■ DATA EXTRACT:
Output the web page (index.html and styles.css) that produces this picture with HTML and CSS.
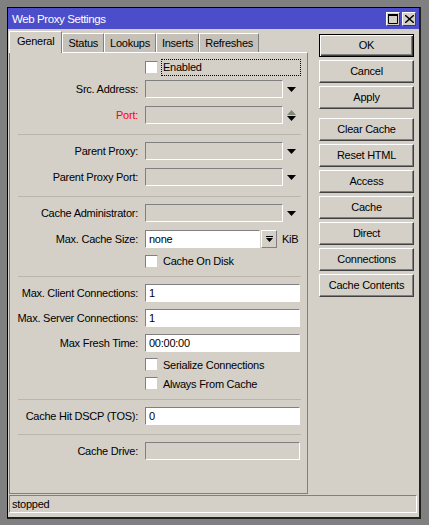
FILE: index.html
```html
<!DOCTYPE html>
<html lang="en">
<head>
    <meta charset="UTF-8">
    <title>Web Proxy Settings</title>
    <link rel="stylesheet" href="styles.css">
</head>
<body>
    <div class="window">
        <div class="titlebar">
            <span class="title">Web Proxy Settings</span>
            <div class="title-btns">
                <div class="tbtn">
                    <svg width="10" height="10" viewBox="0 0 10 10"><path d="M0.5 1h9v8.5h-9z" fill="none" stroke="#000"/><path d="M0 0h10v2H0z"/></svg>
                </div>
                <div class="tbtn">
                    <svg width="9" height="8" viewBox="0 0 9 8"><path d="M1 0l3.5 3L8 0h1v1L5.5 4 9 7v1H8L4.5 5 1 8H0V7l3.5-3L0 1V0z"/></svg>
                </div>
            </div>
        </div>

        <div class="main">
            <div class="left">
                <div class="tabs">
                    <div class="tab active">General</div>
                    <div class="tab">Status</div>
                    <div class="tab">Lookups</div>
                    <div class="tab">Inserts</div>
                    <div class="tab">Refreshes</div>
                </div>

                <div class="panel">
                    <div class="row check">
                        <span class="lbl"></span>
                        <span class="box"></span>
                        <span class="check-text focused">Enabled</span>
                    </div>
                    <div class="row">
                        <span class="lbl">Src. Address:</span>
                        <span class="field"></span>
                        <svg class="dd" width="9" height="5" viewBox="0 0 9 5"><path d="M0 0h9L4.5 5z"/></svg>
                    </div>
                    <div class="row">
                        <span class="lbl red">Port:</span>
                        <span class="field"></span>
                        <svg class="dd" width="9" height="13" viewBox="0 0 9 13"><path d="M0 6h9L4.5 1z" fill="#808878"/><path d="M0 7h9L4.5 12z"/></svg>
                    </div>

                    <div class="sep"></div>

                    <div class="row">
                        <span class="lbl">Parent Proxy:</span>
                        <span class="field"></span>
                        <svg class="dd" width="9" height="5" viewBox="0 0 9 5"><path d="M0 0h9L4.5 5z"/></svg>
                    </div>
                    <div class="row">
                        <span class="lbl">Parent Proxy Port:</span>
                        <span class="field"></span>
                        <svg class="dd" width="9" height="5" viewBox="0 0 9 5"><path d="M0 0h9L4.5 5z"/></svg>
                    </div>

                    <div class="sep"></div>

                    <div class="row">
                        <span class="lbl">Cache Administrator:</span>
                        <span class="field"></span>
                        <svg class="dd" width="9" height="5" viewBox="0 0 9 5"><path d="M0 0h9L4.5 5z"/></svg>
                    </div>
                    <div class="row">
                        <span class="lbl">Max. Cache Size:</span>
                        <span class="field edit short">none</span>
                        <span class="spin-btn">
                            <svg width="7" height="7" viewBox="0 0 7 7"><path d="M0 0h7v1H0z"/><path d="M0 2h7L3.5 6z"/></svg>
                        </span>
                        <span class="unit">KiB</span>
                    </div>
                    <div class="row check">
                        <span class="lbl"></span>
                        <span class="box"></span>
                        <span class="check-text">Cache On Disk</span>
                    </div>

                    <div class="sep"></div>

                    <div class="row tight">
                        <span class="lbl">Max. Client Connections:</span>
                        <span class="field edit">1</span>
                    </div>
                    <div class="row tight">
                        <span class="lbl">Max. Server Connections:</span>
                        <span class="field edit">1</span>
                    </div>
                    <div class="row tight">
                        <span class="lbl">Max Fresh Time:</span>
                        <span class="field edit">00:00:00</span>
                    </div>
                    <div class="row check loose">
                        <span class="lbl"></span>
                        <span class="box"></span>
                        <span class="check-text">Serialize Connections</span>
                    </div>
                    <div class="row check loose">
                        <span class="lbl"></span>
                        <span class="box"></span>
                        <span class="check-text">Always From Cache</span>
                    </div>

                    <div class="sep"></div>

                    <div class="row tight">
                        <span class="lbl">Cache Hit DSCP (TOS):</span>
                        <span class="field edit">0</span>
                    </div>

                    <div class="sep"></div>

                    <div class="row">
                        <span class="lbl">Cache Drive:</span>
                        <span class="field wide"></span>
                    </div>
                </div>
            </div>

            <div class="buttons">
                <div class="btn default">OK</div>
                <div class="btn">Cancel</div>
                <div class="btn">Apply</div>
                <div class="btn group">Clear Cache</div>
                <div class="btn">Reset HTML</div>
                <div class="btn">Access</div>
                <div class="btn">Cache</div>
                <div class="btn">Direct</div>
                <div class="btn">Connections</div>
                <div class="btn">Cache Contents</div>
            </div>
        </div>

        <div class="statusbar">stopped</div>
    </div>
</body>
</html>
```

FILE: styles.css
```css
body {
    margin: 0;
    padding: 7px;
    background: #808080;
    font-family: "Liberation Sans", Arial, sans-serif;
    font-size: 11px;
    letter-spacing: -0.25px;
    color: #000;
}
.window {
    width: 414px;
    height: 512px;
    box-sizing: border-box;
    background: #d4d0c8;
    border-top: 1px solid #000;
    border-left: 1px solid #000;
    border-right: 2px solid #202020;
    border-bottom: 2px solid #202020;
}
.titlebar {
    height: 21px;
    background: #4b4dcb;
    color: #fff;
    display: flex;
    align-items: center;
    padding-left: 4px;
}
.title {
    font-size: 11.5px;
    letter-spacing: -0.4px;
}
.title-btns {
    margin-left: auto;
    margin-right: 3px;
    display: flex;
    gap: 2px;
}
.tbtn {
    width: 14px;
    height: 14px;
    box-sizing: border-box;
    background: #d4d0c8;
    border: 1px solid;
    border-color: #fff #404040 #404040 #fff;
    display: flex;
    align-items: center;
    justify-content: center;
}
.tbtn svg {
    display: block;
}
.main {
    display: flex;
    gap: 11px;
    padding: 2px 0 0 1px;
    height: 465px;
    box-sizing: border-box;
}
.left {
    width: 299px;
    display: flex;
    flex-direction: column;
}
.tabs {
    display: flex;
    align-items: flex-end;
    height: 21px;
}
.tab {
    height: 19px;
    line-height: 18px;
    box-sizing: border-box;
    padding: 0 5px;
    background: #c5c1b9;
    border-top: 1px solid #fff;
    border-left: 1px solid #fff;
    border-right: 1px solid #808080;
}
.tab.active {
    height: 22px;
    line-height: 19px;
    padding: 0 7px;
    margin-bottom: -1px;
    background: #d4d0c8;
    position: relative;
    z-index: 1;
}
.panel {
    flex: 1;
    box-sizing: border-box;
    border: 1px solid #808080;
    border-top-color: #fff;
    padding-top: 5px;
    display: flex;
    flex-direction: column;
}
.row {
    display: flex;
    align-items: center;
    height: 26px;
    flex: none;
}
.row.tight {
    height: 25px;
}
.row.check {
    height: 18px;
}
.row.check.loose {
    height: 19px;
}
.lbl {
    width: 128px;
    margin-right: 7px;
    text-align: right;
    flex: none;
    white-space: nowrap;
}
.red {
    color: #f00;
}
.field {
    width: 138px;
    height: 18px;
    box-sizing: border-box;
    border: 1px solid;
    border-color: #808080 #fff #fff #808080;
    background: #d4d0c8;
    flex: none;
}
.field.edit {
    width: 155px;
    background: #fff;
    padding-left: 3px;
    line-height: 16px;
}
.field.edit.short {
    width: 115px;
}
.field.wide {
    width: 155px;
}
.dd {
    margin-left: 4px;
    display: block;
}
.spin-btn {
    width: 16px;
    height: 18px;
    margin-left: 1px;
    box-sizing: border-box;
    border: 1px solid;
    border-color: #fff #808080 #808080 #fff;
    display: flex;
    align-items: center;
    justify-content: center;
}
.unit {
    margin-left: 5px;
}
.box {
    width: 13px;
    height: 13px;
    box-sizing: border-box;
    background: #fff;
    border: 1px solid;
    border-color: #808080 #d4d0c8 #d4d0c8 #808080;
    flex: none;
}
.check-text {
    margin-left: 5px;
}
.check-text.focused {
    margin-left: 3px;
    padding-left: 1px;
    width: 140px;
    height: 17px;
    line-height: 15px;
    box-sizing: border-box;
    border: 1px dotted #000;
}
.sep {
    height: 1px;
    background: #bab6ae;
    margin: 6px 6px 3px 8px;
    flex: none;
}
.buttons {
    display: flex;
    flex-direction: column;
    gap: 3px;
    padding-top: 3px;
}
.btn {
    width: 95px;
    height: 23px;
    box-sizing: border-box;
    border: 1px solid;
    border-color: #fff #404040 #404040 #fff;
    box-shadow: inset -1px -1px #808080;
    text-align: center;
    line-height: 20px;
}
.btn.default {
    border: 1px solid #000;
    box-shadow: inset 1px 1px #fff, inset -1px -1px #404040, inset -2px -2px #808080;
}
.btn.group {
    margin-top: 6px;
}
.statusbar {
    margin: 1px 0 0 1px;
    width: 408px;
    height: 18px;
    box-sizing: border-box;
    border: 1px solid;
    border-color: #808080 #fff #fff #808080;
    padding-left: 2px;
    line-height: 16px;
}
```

■ DIRECTION: Filter the listing above for the string "styles" and copy every matching line.

■ CORRECT OUTPUT:
Output the web page (index.html and styles.css) that produces this picture with HTML and CSS.
    <link rel="stylesheet" href="styles.css">
FILE: styles.css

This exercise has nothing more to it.